Importing a module does not simply "copy" the code - but rather gives the type checker visibility to the imported module types.
Module's are confined to a single file. If you define a file packers.lita you can import the module from another module by:
import "packers"You can compose modules from multiple other module files by extending them via using imports. The using import will import the module into the scope of the current module, but the key difference is it will treat the imported module as if its part of the current module's definitions.
Let's look at an example.
Given these files:
/packers.lita
/brett.lita
/donald.lita
/main.lita
packers.lita
// import the public members of brett and donald modules
import using "brett"
import using "donald"
public func getTeamName() :*const char {
return "Green Bay Packers"
}brett.lita
public func getBestQB() : *const char {
return "Brett Favre"
}
// this function will not be visible outside of the 'brett' module
func getNumberOfInterceptions() : i32 {
return 0 // :|
}donald.lita
public func getBestWR() : *const char {
return "Donald Driver"
}main.lita
import "std/libc"
import "packers" // we only need to include the 'packers' module and we will have full visibility to 'donald' and 'brett' modules
func main(n:i32, args:**char) {
printf("%s\n", getBestQB()) // "Brett Favre"
printf("%s\n", getBestWR()) // "Donald Driver"
printf("%s\n", getTeamName()) // "Green Bay Packers"
// would error, as 'getNumberOfInterceptions' is private to the 'brett' module
// printf("%d\n", getNumberOfInterceptions())
}import "std/libc" // place libc public types in this scope
func main(len:i32, args:**char):i32 {
if (true) {
defer printf(" there\n") // will execute at the end of this scope
printf("Hi")
}
else {
printf("Bye")
}
var i = 0
while (i < 10) {
if ((i % 2) == 0) {
break
}
else {
i += 1
continue
}
}
i = 0
do {
if ((i % 2) == 0) {
break
}
else {
i += 1
continue
}
}
while (i < 10);
for(var j = 0; j < 10; j+=1) {
printf("%d\n", j)
}
var x = 2
switch(x) {
case 0: printf("it's 0\n")
break;
case 1: printf("it's 1\n")
break;
default:
printf("I give up!\n")
}
printf("The Packers are ")
goto end; // jump over this lie
printf("not ")
end:
printf("the best\n");
}// Defines a generic structure
struct Vec2<T> {
x: T
y: T
}
// Defines a generic function
func Vec2Add<T>(a: Vec2<T>, b: Vec2<T>, out: Vec2<T>) : Vec2<T> {
out.x = a.x + b.x
out.y = a.y + b.y
return out
}
// You alias this type
typedef Vec2<i32> as Vec2i
func main(len:i32, args:**char):i32 {
//
var origin = Vec2<f32> { 0.0f, 0.0f } // using generics syntax
var vel = Vec2i { 0,0 } // using the alias
Vec2Add<i32>(vel, vel, vel)
Vec2Add<f32>(origin, origin, origin)
// generic types can also be infered:
Vec2Add(vel, vel, vel) // infered as <i32>
}There is syntax to allow functions to masquerad around like methods.
struct Vec2 {
x: f32
y: f32
}
// as a matter of convention, "methods" should be camelCase and freeform
// functions should be UpperCamelCase
func (v: Vec2) add(other: Vec2) : Vec2 {
return Vec2 { v.x + other.x, v.y + other.y }
}
func main(len:i32, args:**char) : i32 {
var origin = Vec2{0,0}
// method syntax sugar
origin.add(Vec2{3,4})
}Functions can define default parameters and function calls can include named arguments.
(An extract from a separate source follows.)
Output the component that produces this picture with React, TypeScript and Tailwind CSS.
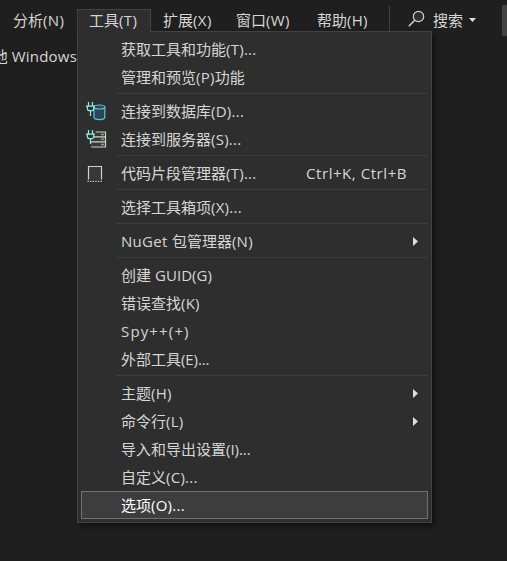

// Non default parameters can't be defined after a default parameter,
// e.g. func Test(a: i32 = 1, b: i32) { // INVALID because b: i32 which doesn't have a default parameter is defined after a: i32 = 1.
func Test(a: i32, b: i32 = 2) {
// do stuff
}
Test(a) // will evaluate to Test(a, 2)
Test(.a = 1) // will evaluate to Test(1, 2)
Test(.b = 3, .a = 2) // will evaluate to Test(2, 3)
Test(.b = 1) // INVALID, because no default parameter for 'a'
Test(.b = 1, 1) // INVALID, because fixed parameters can't come after named parametersWrite tests right along side your application code. When compiling for library/executable, the test code will not be included in the final binary.
func Add(a: i32, b: i32) : i32 {
return a + b
}
// This annotation denotes a test.
@test("test.Add My first test")
func testAdd() {
assert(Add(4, 8) == 12)
}
@test("test.Add My second test")
func testAdd2() {
assert(Add(4, -8) == -4)
}Run tests with the litac test command. It recursively scans for *_test.lita files under ./test and runs each one:
litac test
To run a single test file:
litac test -file ./test/mymodule_test.lita
To filter by regex:
litac test -regex "testAdd.*"
In order to build litaC compiler you will need:
- C compiler (tcc, clang and gcc should work -- I haven't tested Visual Studio's compiler)
NOTE: Currently, only tested and buildable for Windows x64, Linux (Ubuntu, Fedora 38) and MacOS
Admittedly, this process isn't as friendly right now as it should be. At some point I will write more robust build scripts (also LitaC compiler is lacking some features to enable this). For now, clang is hardcoded in the scripts - but should be easy enough to switch to another compiler (tcc or gcc).
The file src/config.lita has some parameters to configure the compiler,
it is documented and should be easy to grasp.
Windows
git clone https://github.com/tonysparks/litac-lang.git
cd litac-lang
build_bootstrap.bat
build.bat
Linux/Mac
git clone https://github.com/tonysparks/litac-lang.git
cd litac-lang
build_bootstrap.sh
build.sh
The build_bootstrap.bat will compile the bootstrap/litac.c file creating a litac.exe (litac on Ubuntu). The build.bat file will use the bootstrap/litac.exe to build the compiler from lita source (src/) and output a new binary in bin/litac.exe.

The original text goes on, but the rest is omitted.